--- Start GIVEN INFORMATION ---

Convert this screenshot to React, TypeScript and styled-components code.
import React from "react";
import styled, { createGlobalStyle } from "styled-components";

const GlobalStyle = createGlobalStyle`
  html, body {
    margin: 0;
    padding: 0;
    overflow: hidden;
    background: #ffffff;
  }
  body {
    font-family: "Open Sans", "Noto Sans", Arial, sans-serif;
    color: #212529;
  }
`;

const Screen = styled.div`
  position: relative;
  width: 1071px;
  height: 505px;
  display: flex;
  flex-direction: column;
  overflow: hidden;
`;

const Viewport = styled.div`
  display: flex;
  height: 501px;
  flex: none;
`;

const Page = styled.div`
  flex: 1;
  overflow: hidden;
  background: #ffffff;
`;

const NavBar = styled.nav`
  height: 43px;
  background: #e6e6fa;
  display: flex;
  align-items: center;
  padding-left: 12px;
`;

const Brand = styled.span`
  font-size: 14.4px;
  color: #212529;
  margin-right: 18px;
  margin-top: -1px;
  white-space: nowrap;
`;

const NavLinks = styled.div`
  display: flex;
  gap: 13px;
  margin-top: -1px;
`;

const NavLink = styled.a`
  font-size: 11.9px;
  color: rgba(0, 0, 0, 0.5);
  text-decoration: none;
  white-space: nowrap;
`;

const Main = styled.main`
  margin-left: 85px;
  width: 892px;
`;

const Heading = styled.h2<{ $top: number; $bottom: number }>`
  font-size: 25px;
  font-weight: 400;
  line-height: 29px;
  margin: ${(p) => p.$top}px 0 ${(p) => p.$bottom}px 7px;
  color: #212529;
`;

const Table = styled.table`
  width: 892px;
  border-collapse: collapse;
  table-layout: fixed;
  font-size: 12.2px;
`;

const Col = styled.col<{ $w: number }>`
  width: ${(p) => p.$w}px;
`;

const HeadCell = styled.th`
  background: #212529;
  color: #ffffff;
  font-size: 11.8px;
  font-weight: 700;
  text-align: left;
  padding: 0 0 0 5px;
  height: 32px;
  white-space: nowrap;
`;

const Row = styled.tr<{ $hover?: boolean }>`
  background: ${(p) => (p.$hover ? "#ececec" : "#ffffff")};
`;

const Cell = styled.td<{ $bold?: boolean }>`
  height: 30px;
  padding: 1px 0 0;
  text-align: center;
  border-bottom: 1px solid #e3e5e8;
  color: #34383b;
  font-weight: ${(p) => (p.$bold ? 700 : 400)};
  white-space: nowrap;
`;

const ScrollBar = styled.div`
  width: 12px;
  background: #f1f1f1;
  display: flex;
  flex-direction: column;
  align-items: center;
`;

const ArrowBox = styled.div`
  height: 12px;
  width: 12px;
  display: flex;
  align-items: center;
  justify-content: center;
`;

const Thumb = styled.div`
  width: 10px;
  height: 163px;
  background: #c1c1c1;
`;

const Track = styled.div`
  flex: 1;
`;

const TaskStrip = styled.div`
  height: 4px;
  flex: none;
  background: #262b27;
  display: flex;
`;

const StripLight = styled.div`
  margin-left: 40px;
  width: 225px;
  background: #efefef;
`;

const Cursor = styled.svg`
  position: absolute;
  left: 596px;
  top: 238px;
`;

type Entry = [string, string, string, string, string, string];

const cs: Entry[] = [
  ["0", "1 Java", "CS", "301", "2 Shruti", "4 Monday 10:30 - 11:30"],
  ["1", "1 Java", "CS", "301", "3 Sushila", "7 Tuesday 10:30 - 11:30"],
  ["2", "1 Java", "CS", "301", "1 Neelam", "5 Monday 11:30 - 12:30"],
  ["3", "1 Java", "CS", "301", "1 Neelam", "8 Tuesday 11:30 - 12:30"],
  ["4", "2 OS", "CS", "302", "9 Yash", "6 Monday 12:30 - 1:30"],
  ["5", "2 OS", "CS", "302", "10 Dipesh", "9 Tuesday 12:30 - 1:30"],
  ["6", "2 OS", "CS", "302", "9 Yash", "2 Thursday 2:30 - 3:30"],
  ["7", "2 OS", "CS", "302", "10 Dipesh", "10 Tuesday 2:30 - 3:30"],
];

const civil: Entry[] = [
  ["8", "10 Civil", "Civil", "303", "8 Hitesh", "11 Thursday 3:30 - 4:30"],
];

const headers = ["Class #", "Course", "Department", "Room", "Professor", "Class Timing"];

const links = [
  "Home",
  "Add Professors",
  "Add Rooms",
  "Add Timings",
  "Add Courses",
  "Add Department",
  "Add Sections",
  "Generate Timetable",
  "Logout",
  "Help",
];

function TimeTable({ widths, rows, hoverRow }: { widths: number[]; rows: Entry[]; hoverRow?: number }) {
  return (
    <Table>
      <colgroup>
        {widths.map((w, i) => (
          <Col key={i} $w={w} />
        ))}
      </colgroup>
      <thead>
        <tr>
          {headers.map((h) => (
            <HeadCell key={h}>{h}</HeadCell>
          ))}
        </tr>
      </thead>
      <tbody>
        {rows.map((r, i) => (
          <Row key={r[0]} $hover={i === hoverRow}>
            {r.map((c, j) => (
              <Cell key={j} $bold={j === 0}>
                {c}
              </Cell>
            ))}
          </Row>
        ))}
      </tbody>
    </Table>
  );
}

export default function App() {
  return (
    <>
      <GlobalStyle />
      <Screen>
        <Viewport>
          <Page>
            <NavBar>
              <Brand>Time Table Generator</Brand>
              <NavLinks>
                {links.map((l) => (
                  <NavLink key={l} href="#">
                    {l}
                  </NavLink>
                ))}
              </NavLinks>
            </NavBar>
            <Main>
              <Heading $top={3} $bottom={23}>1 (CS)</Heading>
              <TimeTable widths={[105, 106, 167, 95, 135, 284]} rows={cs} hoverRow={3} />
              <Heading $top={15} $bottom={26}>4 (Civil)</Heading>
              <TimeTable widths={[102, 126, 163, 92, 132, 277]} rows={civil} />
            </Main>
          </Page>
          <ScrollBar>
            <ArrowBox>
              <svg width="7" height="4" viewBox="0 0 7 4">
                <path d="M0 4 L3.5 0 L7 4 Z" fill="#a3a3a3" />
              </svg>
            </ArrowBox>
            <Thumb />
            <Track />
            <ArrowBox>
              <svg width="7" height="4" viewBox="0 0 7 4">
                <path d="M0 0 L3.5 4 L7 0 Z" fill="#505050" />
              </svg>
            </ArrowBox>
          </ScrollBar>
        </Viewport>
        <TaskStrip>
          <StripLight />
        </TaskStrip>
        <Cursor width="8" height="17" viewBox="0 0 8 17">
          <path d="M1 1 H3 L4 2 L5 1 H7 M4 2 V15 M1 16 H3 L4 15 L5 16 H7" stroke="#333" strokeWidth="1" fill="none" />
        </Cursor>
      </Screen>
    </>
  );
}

--- End GIVEN INFORMATION ---

## TASK DIRECTIONS
Write the material out again word for word.

## REPLY TO THE EXERCISE
Convert this screenshot to React, TypeScript and styled-components code.
import React from "react";
import styled, { createGlobalStyle } from "styled-components";

const GlobalStyle = createGlobalStyle`
  html, body {
    margin: 0;
    padding: 0;
    overflow: hidden;
    background: #ffffff;
  }
  body {
    font-family: "Open Sans", "Noto Sans", Arial, sans-serif;
    color: #212529;
  }
`;

const Screen = styled.div`
  position: relative;
  width: 1071px;
  height: 505px;
  display: flex;
  flex-direction: column;
  overflow: hidden;
`;

const Viewport = styled.div`
  display: flex;
  height: 501px;
  flex: none;
`;

const Page = styled.div`
  flex: 1;
  overflow: hidden;
  background: #ffffff;
`;

const NavBar = styled.nav`
  height: 43px;
  background: #e6e6fa;
  display: flex;
  align-items: center;
  padding-left: 12px;
`;

const Brand = styled.span`
  font-size: 14.4px;
  color: #212529;
  margin-right: 18px;
  margin-top: -1px;
  white-space: nowrap;
`;

const NavLinks = styled.div`
  display: flex;
  gap: 13px;
  margin-top: -1px;
`;

const NavLink = styled.a`
  font-size: 11.9px;
  color: rgba(0, 0, 0, 0.5);
  text-decoration: none;
  white-space: nowrap;
`;

const Main = styled.main`
  margin-left: 85px;
  width: 892px;
`;

const Heading = styled.h2<{ $top: number; $bottom: number }>`
  font-size: 25px;
  font-weight: 400;
  line-height: 29px;
  margin: ${(p) => p.$top}px 0 ${(p) => p.$bottom}px 7px;
  color: #212529;
`;

const Table = styled.table`
  width: 892px;
  border-collapse: collapse;
  table-layout: fixed;
  font-size: 12.2px;
`;

const Col = styled.col<{ $w: number }>`
  width: ${(p) => p.$w}px;
`;

const HeadCell = styled.th`
  background: #212529;
  color: #ffffff;
  font-size: 11.8px;
  font-weight: 700;
  text-align: left;
  padding: 0 0 0 5px;
  height: 32px;
  white-space: nowrap;
`;

const Row = styled.tr<{ $hover?: boolean }>`
  background: ${(p) => (p.$hover ? "#ececec" : "#ffffff")};
`;

const Cell = styled.td<{ $bold?: boolean }>`
  height: 30px;
  padding: 1px 0 0;
  text-align: center;
  border-bottom: 1px solid #e3e5e8;
  color: #34383b;
  font-weight: ${(p) => (p.$bold ? 700 : 400)};
  white-space: nowrap;
`;

const ScrollBar = styled.div`
  width: 12px;
  background: #f1f1f1;
  display: flex;
  flex-direction: column;
  align-items: center;
`;

const ArrowBox = styled.div`
  height: 12px;
  width: 12px;
  display: flex;
  align-items: center;
  justify-content: center;
`;

const Thumb = styled.div`
  width: 10px;
  height: 163px;
  background: #c1c1c1;
`;

const Track = styled.div`
  flex: 1;
`;

const TaskStrip = styled.div`
  height: 4px;
  flex: none;
  background: #262b27;
  display: flex;
`;

const StripLight = styled.div`
  margin-left: 40px;
  width: 225px;
  background: #efefef;
`;

const Cursor = styled.svg`
  position: absolute;
  left: 596px;
  top: 238px;
`;

type Entry = [string, string, string, string, string, string];

const cs: Entry[] = [
  ["0", "1 Java", "CS", "301", "2 Shruti", "4 Monday 10:30 - 11:30"],
  ["1", "1 Java", "CS", "301", "3 Sushila", "7 Tuesday 10:30 - 11:30"],
  ["2", "1 Java", "CS", "301", "1 Neelam", "5 Monday 11:30 - 12:30"],
  ["3", "1 Java", "CS", "301", "1 Neelam", "8 Tuesday 11:30 - 12:30"],
  ["4", "2 OS", "CS", "302", "9 Yash", "6 Monday 12:30 - 1:30"],
  ["5", "2 OS", "CS", "302", "10 Dipesh", "9 Tuesday 12:30 - 1:30"],
  ["6", "2 OS", "CS", "302", "9 Yash", "2 Thursday 2:30 - 3:30"],
  ["7", "2 OS", "CS", "302", "10 Dipesh", "10 Tuesday 2:30 - 3:30"],
];

const civil: Entry[] = [
  ["8", "10 Civil", "Civil", "303", "8 Hitesh", "11 Thursday 3:30 - 4:30"],
];

const headers = ["Class #", "Course", "Department", "Room", "Professor", "Class Timing"];

const links = [
  "Home",
  "Add Professors",
  "Add Rooms",
  "Add Timings",
  "Add Courses",
  "Add Department",
  "Add Sections",
  "Generate Timetable",
  "Logout",
  "Help",
];

function TimeTable({ widths, rows, hoverRow }: { widths: number[]; rows: Entry[]; hoverRow?: number }) {
  return (
    <Table>
      <colgroup>
        {widths.map((w, i) => (
          <Col key={i} $w={w} />
        ))}
      </colgroup>
      <thead>
        <tr>
          {headers.map((h) => (
            <HeadCell key={h}>{h}</HeadCell>
          ))}
        </tr>
      </thead>
      <tbody>
        {rows.map((r, i) => (
          <Row key={r[0]} $hover={i === hoverRow}>
            {r.map((c, j) => (
              <Cell key={j} $bold={j === 0}>
                {c}
              </Cell>
            ))}
          </Row>
        ))}
      </tbody>
    </Table>
  );
}

export default function App() {
  return (
    <>
      <GlobalStyle />
      <Screen>
        <Viewport>
          <Page>
            <NavBar>
              <Brand>Time Table Generator</Brand>
              <NavLinks>
                {links.map((l) => (
                  <NavLink key={l} href="#">
                    {l}
                  </NavLink>
                ))}
              </NavLinks>
            </NavBar>
            <Main>
              <Heading $top={3} $bottom={23}>1 (CS)</Heading>
              <TimeTable widths={[105, 106, 167, 95, 135, 284]} rows={cs} hoverRow={3} />
              <Heading $top={15} $bottom={26}>4 (Civil)</Heading>
              <TimeTable widths={[102, 126, 163, 92, 132, 277]} rows={civil} />
            </Main>
          </Page>
          <ScrollBar>
            <ArrowBox>
              <svg width="7" height="4" viewBox="0 0 7 4">
                <path d="M0 4 L3.5 0 L7 4 Z" fill="#a3a3a3" />
              </svg>
            </ArrowBox>
            <Thumb />
            <Track />
            <ArrowBox>
              <svg width="7" height="4" viewBox="0 0 7 4">
                <path d="M0 0 L3.5 4 L7 0 Z" fill="#505050" />
              </svg>
            </ArrowBox>
          </ScrollBar>
        </Viewport>
        <TaskStrip>
          <StripLight />
        </TaskStrip>
        <Cursor width="8" height="17" viewBox="0 0 8 17">
          <path d="M1 1 H3 L4 2 L5 1 H7 M4 2 V15 M1 16 H3 L4 15 L5 16 H7" stroke="#333" strokeWidth="1" fill="none" />
        </Cursor>
      </Screen>
    </>
  );
}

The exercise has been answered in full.